8. Business Incubators and Accelerators: Fast-Track to Success
Think of incubators and accelerators as startup boot camps. They provide funding, office space, and mentorship in exchange for equity.
Pros:
- Access to mentors and industry experts (priceless advice)
- Funding and resources (beyond just money)
- Boosted credibility (getting into a top accelerator looks great)
Cons:
- Very selective (only top startups get in)
- Loss of equity (you’re giving up ownership)
- Intense programs (expect sleepless nights)
If you’re serious about scaling your startup, joining an incubator or accelerator can be a game-changer.
9. Revenue-Based Financing: Pay as You Grow
Revenue-based financing lets you borrow money and repay it as a percentage of your future revenue. Think of it like a “pay-as-you-go” phone plan but for businesses.
Pros:
- No loss of equity (you keep ownership)
- Flexible repayments (you pay more when you earn more)
- No fixed monthly payments (it fluctuates with revenue)
Cons:
- Can be costly (higher overall repayment amounts)
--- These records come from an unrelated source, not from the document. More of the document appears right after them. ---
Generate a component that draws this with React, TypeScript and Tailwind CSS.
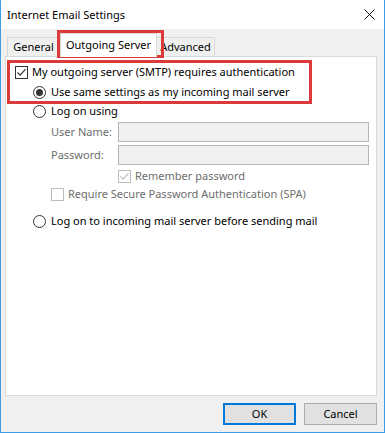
import React from "react";

const font = { fontFamily: '"Noto Sans", "Segoe UI", sans-serif' };

function CheckBox({ checked, disabled }: { checked?: boolean; disabled?: boolean }) {
  const color = disabled ? "#bcbcbc" : "#333333";
  return (
    <span
      className={`flex h-[13px] w-[13px] shrink-0 items-center justify-center border bg-white ${
        disabled ? "border-[#bcbcbc]" : "border-[#333333]"
      }`}
    >
      {checked ? (
        <svg width="11" height="11" viewBox="0 0 11 11">
          <path d="M1.5 5.5 L4.2 8.2 L9.5 2.2" fill="none" stroke={color} strokeWidth="1.2" />
        </svg>
      ) : null}
    </span>
  );
}

function Radio({ checked }: { checked?: boolean }) {
  return (
    <span className="flex h-[13px] w-[13px] shrink-0 items-center justify-center rounded-full border border-[#333333] bg-white">
      {checked ? <span className="h-[7px] w-[7px] rounded-full bg-[#333333]" /> : null}
    </span>
  );
}

export default function App() {
  return (
    <div
      className="relative flex h-[433px] w-[385px] flex-col border-x border-b border-[#3c9de6] bg-[#f0f0f0] text-[11px] text-black"
      style={font}
    >
      {/* title bar */}
      <div className="flex h-[29px] shrink-0 items-center justify-between bg-white pl-[6px] pr-[8px]">
        <span className="text-[11px] leading-none">Internet Email Settings</span>
        <svg width="11" height="11" viewBox="0 0 11 11" className="mr-[1px]">
          <path d="M0.5 0.5 L10.5 10.5 M10.5 0.5 L0.5 10.5" stroke="#111" strokeWidth="1" />
        </svg>
      </div>

      <div className="flex flex-1 flex-col pl-[4px] pr-[7px]">
        {/* tabs */}
        <div className="flex h-[27px] items-end pl-[2px]">
          <div className="flex h-[19px] w-[53px] items-center justify-center border-x border-t border-[#d9d9d9] bg-[#f0f0f0]">
            General
          </div>
          <div className="relative z-10 -mb-px flex h-[24px] w-[97px] items-start justify-center border-x border-t border-[#d9d9d9] bg-white pt-[3px]">
            Outgoing Server
          </div>
          <div className="flex h-[19px] w-[58px] items-center justify-center border-r border-t border-[#d9d9d9] bg-[#f0f0f0]">
            Advanced
          </div>
        </div>

        {/* panel */}
        <div className="flex h-[340px] flex-col border border-[#d9d9d9] bg-white pl-[9px] pt-[7px]">
          <div className="flex h-4 items-center gap-[4px]">
            <CheckBox checked />
            <span>My outgoing server (SMTP) requires authentication</span>
          </div>
          <div className="ml-[18px] mt-[4px] flex h-4 items-center gap-[5px]">
            <Radio checked />
            <span>Use same settings as my incoming mail server</span>
          </div>
          <div className="ml-[18px] mt-[3px] flex h-4 items-center gap-[5px]">
            <Radio />
            <span>Log on using</span>
          </div>
          <div className="ml-[36px] mt-[3px] flex h-[20px] items-center text-[#6d6d6d]">
            <span className="w-[67px]">User Name:</span>
            <div className="h-[20px] w-[251px] border border-[#b0b6bd] bg-[#f0f0f0]" />
          </div>
          <div className="ml-[36px] mt-[3px] flex h-[20px] items-center text-[#6d6d6d]">
            <span className="w-[67px]">Password:</span>
            <div className="h-[20px] w-[251px] border border-[#b0b6bd] bg-[#f0f0f0]" />
          </div>
          <div className="ml-[103px] mt-[3px] flex h-4 items-center gap-[4px] text-[#6d6d6d]">
            <CheckBox checked disabled />
            <span>Remember password</span>
          </div>
          <div className="ml-[36px] mt-[2px] flex h-4 items-center gap-[4px] text-[#6d6d6d]">
            <CheckBox disabled />
            <span>Require Secure Password Authentication (SPA)</span>
          </div>
          <div className="ml-[18px] mt-[11px] flex h-4 items-center gap-[5px]">
            <Radio />
            <span>Log on to incoming mail server before sending mail</span>
          </div>
        </div>

        {/* buttons */}
        <div className="mt-[7px] flex justify-end gap-[8px]">
          <button className="h-[22px] w-[73px] border-2 border-[#0078d7] bg-[#e1e1e1]">OK</button>
          <button className="h-[22px] w-[73px] border border-[#adadad] bg-[#e1e1e1]">Cancel</button>
        </div>
      </div>

      {/* annotation boxes */}
      <div className="pointer-events-none absolute left-[56px] top-[30px] h-[28px] w-[107px] border-[3px] border-[#db3a3a]" />
      <div className="pointer-events-none absolute left-[6px] top-[60px] h-[44px] w-[305px] border-[3px] border-[#db3a3a]" />
    </div>
  );
}
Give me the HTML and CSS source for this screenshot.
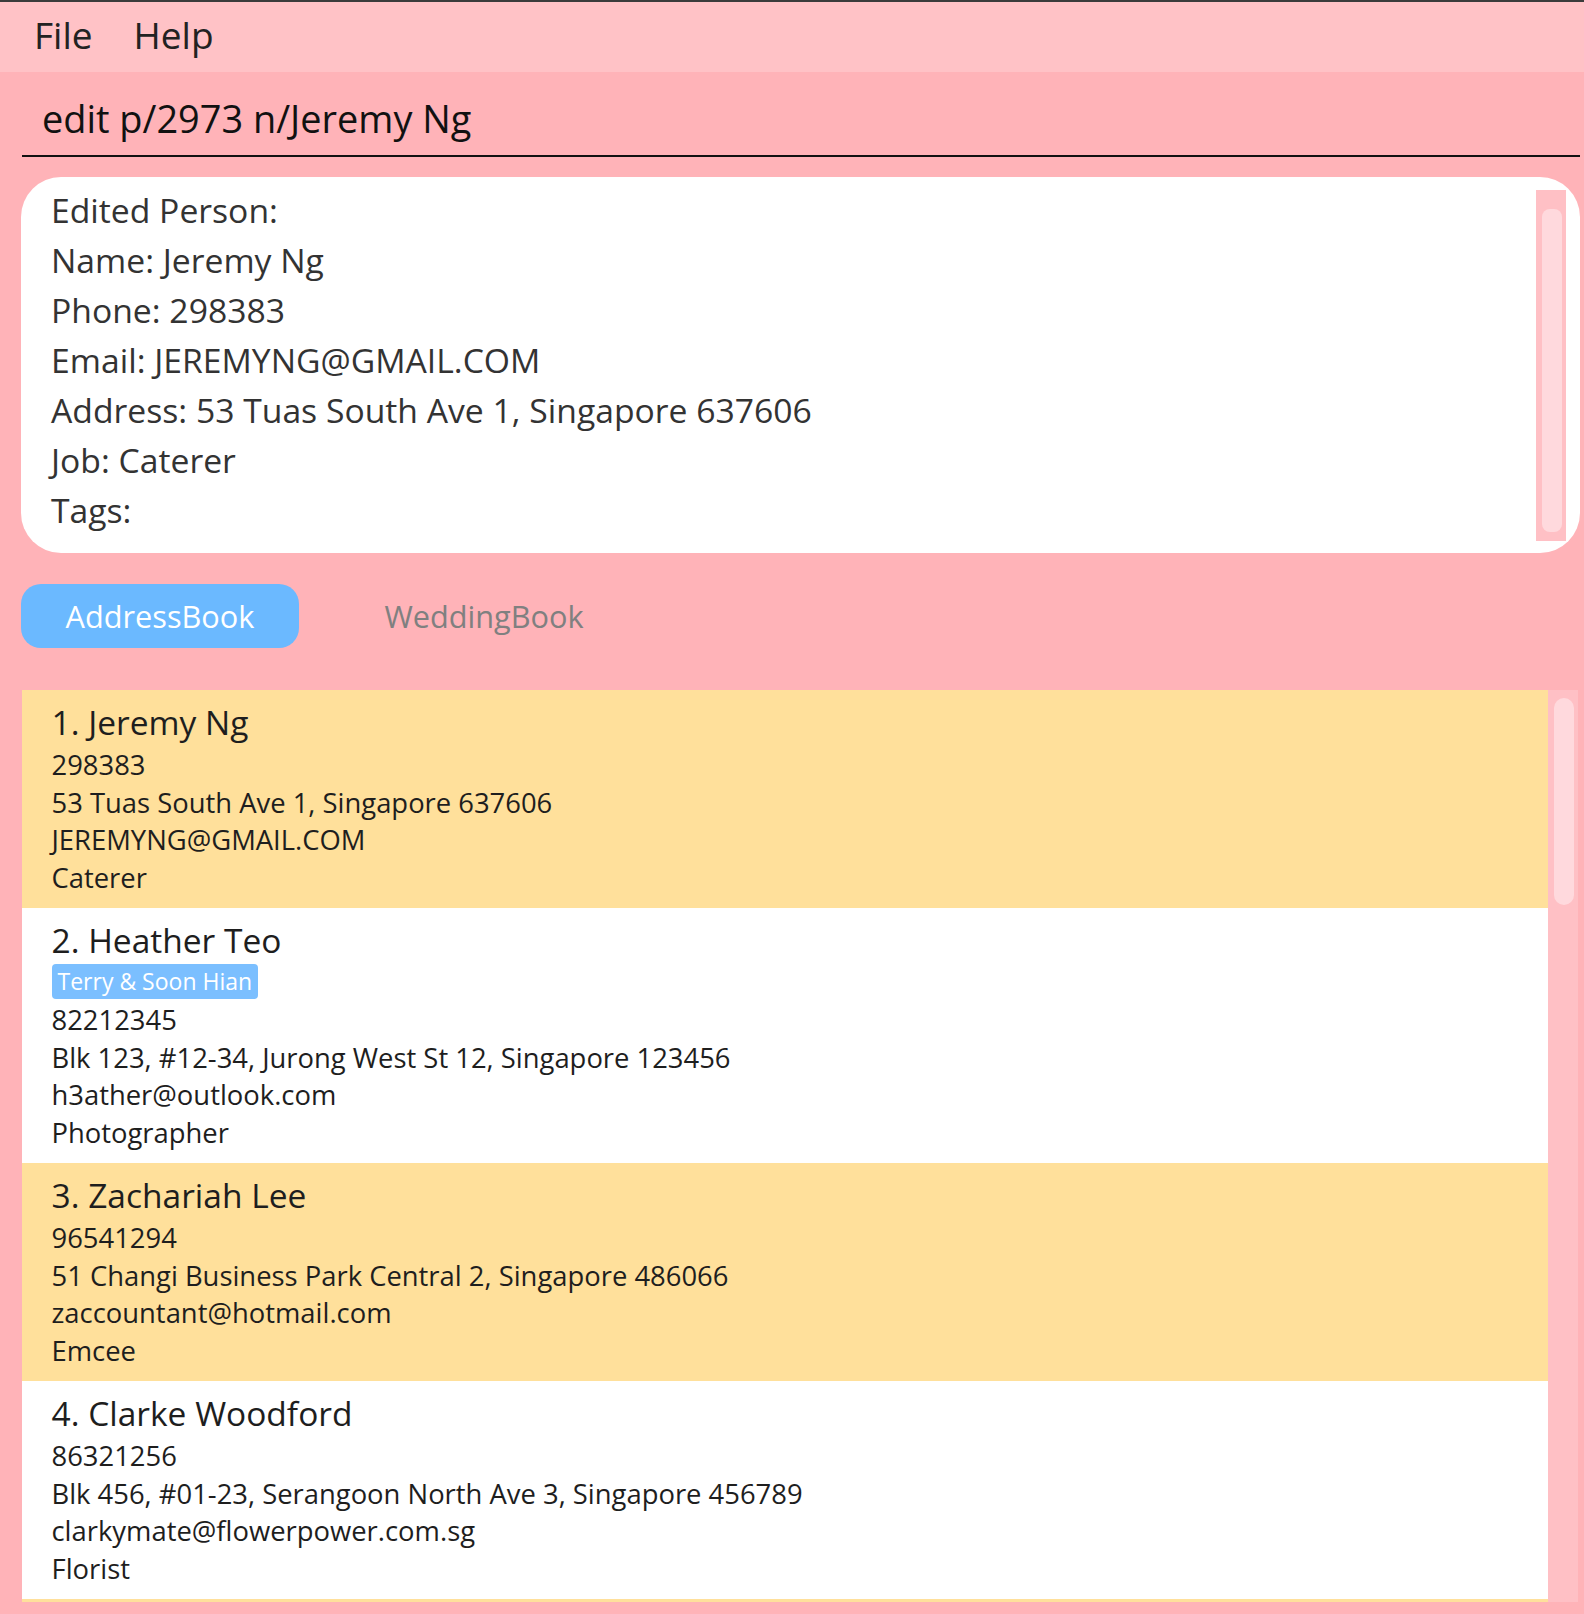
FILE: index.html
```html
<!DOCTYPE html>
<html lang="en">
<head>
<meta charset="utf-8">
<title>AddressBook</title>
<link rel="stylesheet" href="styles.css">
</head>
<body>
<div class="window">
  <nav class="menubar">
    <span class="menu-item">File</span>
    <span class="menu-item">Help</span>
  </nav>
  <div class="command">
    <div class="command-text">edit p/2973 n/Jeremy Ng</div>
  </div>
  <div class="result">
    <div class="result-text">
      <div>Edited Person:</div>
      <div>Name: Jeremy Ng</div>
      <div>Phone: 298383</div>
      <div>Email: JEREMYNG@GMAIL.COM</div>
      <div>Address: 53 Tuas South Ave 1, Singapore 637606</div>
      <div>Job: Caterer</div>
      <div>Tags:</div>
    </div>
    <div class="result-scroll"><div class="thumb"></div></div>
  </div>
  <div class="tabs">
    <div class="tab active">AddressBook</div>
    <div class="tab">WeddingBook</div>
  </div>
  <div class="list">
    <div class="cards">
      <div class="card alt">
        <div class="name">1. Jeremy Ng</div>
        <div class="detail">298383</div>
        <div class="detail">53 Tuas South Ave 1, Singapore 637606</div>
        <div class="detail">JEREMYNG@GMAIL.COM</div>
        <div class="detail">Caterer</div>
      </div>
      <div class="card">
        <div class="name">2. Heather Teo</div>
        <div class="tags"><span class="tag">Terry &amp; Soon Hian</span></div>
        <div class="detail">82212345</div>
        <div class="detail">Blk 123, #12-34, Jurong West St 12, Singapore 123456</div>
        <div class="detail">h3ather@outlook.com</div>
        <div class="detail">Photographer</div>
      </div>
      <div class="card alt">
        <div class="name">3. Zachariah Lee</div>
        <div class="detail">96541294</div>
        <div class="detail">51 Changi Business Park Central 2, Singapore 486066</div>
        <div class="detail">zaccountant@hotmail.com</div>
        <div class="detail">Emcee</div>
      </div>
      <div class="card">
        <div class="name">4. Clarke Woodford</div>
        <div class="detail">86321256</div>
        <div class="detail">Blk 456, #01-23, Serangoon North Ave 3, Singapore 456789</div>
        <div class="detail">clarkymate@flowerpower.com.sg</div>
        <div class="detail">Florist</div>
      </div>
      <div class="card alt card-empty"></div>
    </div>
    <div class="list-scroll"><div class="thumb"></div></div>
  </div>
</div>
</body>
</html>
```
FILE: styles.css
```css
* { box-sizing: border-box; }
html, body { margin: 0; padding: 0; }
body {
  width: 1584px;
  height: 1614px;
  overflow: hidden;
  background: #FFB3B8;
  font-family: "Open Sans", "Noto Sans", sans-serif;
}
.window {
  height: 1614px;
  border-top: 2px solid #3b3b3b;
  display: flex;
  flex-direction: column;
}
.menubar {
  height: 70px;
  flex: none;
  background: #FFC2C6;
  display: flex;
  gap: 41px;
  padding-left: 34px;
  font-size: 37px;
  line-height: 66px;
  color: #222;
}
.command {
  flex: none;
  margin: 0 4px 0 22px;
  padding: 22px 0 13px 20px;
  border-bottom: 2px solid #111;
}
.command-text {
  font-size: 37.9px;
  line-height: 48px;
  color: #111;
}
.result {
  flex: none;
  margin: 20px 4px 0 21px;
  height: 376px;
  background: #fff;
  border-radius: 40px;
  display: flex;
  padding: 8px 14px 12px 30px;
}
.result-text {
  flex: 1;
  font-size: 33.7px;
  line-height: 50px;
  color: #333;
}
.result-scroll {
  width: 30px;
  margin-top: 5px;
  background: #FFC0C5;
  padding: 19px 4px 9px 6px;
}
.result-scroll .thumb {
  height: 100%;
  background: #FFD9DD;
  border-radius: 8px;
}
.tabs {
  flex: none;
  margin: 31px 0 0 21px;
  display: flex;
  gap: 46px;
  height: 64px;
}
.tab {
  width: 278px;
  height: 64px;
  border-radius: 20px;
  text-align: center;
  font-size: 30.7px;
  line-height: 64px;
  color: #808080;
}
.tab.active {
  background: #6BB9FF;
  color: #fff;
}
.list {
  flex: none;
  margin: 42px 6px 0 22px;
  height: 912px;
  display: flex;
  overflow: hidden;
}
.cards {
  flex: 1;
  overflow: hidden;
}
.card {
  padding: 8px 0 12px 29.5px;
  background: #fff;
  color: #1e1e1e;
}
.card.alt { background: #FFE09B; }
.card-empty { height: 218px; }
.name {
  font-size: 33.5px;
  line-height: 48px;
}
.detail {
  font-size: 27.4px;
  line-height: 37.5px;
}
.tags {
  height: 37px;
  padding-top: 0;
}
.tag {
  display: inline-block;
  height: 35px;
  padding: 0 6px;
  border-radius: 4px;
  background: #7BBFFF;
  color: #fff;
  font-size: 23px;
  line-height: 35px;
  vertical-align: top;
}
.list-scroll {
  width: 30px;
  flex: none;
  background: #FFC0C5;
  padding: 8px 4px 0 6px;
}
.list-scroll .thumb {
  height: 207px;
  background: #FFD9DD;
  border-radius: 10px;
}
```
- Requires consistent revenue (not ideal for early-stage startups)
- Not suitable for every business model
If your business has strong, recurring revenue, this could be an attractive option.
What’s the Best Funding Option for You?
At the end of the day, choosing the right funding option depends on your business, goals, and risk tolerance. Some founders thrive on bootstrapping, while others embrace VC funding like a kid in a candy store.
No matter which path you take, always do your homework, crunch the numbers, and—most importantly—believe in your vision. After all, every successful entrepreneur started somewhere, even if that “somewhere” was their garage with a maxed-out credit card.